**Data**
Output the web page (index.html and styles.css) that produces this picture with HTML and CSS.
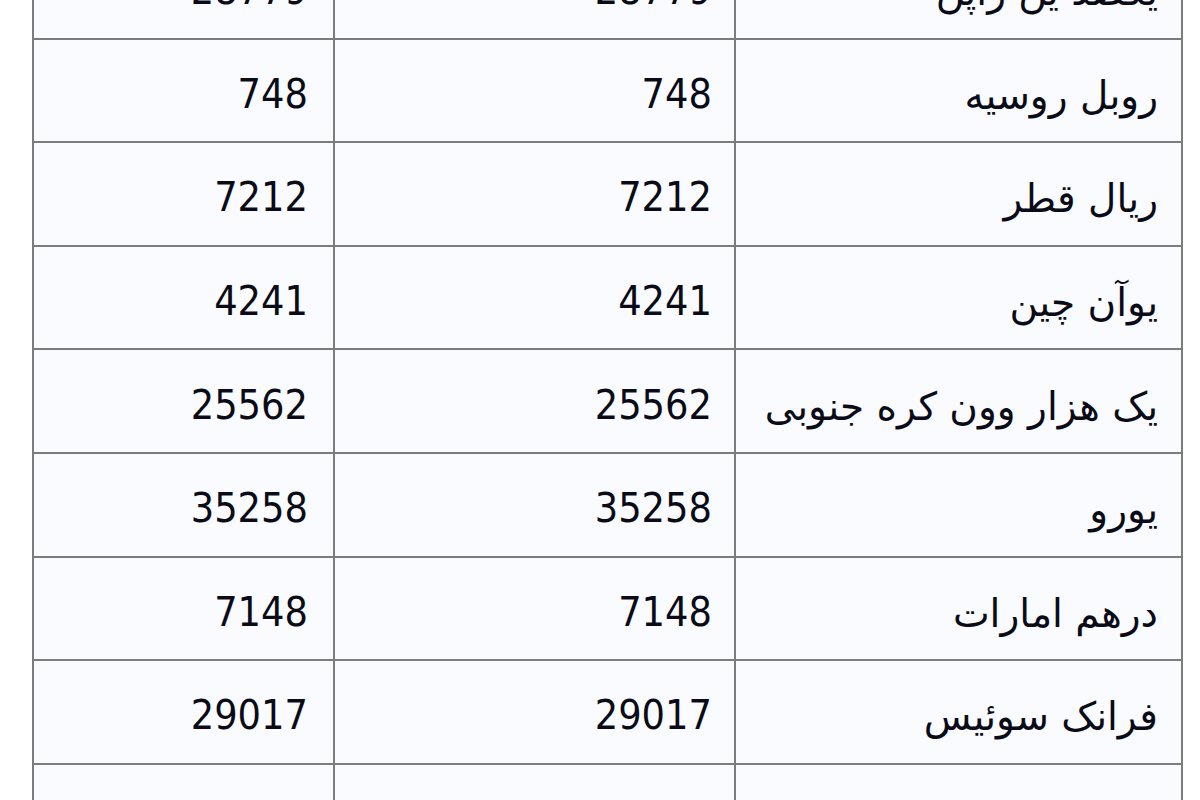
FILE: index.html
```html
<!DOCTYPE html>
<html lang="fa" dir="rtl">
<head>
<meta charset="utf-8">
<title>نرخ ارز</title>
<link rel="stylesheet" href="styles.css">
</head>
<body>
<div class="page">
  <div class="rates">
    <div class="cell name">یکصد ین ژاپن</div><div class="cell num mid">28779</div><div class="cell num end">28779</div>
    <div class="cell name">روبل روسیه</div><div class="cell num mid">748</div><div class="cell num end">748</div>
    <div class="cell name">ریال قطر</div><div class="cell num mid">7212</div><div class="cell num end">7212</div>
    <div class="cell name">یوآن چین</div><div class="cell num mid">4241&nbsp;</div><div class="cell num end">4241&nbsp;</div>
    <div class="cell name">یک هزار وون کره جنوبی</div><div class="cell num mid">25562</div><div class="cell num end">25562</div>
    <div class="cell name">یورو</div><div class="cell num mid">35258</div><div class="cell num end">35258</div>
    <div class="cell name">درهم امارات</div><div class="cell num mid">7148</div><div class="cell num end">7148</div>
    <div class="cell name">فرانک سوئیس</div><div class="cell num mid">29017</div><div class="cell num end">29017</div>
    <div class="cell name">دلار کانادا</div><div class="cell num mid">7148</div><div class="cell num end">7148</div>
  </div>
</div>
</body>
</html>
```
FILE: styles.css
```css
html, body {
  margin: 0;
  padding: 0;
  background: #ffffff;
}
.page {
  width: 1200px;
  height: 800px;
  overflow: hidden;
  direction: rtl;
  padding-right: 17px;
  box-sizing: border-box;
}
.rates {
  margin-top: -66px;
  width: 1151px;
  display: grid;
  grid-template-columns: 445px 399px 299px;
  grid-auto-rows: 101.6px;
  gap: 2px;
  padding: 2px;
  box-sizing: border-box;
  background: #7c7c7c;
}
.cell {
  background: #f9fbfe;
  display: flex;
  align-items: center;
  color: #0b0b18;
  white-space: nowrap;
  box-sizing: border-box;
}
.name {
  font-family: "DejaVu Sans", sans-serif;
  font-size: 39px;
  padding-right: 23px;
  padding-top: 10px;
}
.num {
  font-family: "DejaVu Sans Condensed", "DejaVu Sans", sans-serif;
  font-stretch: condensed;
  font-size: 41px;
  padding-top: 7px;
}
.mid {
  padding-right: 22px;
}
.end {
  padding-right: 25px;
}
```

**What you have to do**
Copy each line above where the string "page" occurs.

**Output of the exercise**
Output the web page (index.html and styles.css) that produces this picture with HTML and CSS.
<div class="page">
.page {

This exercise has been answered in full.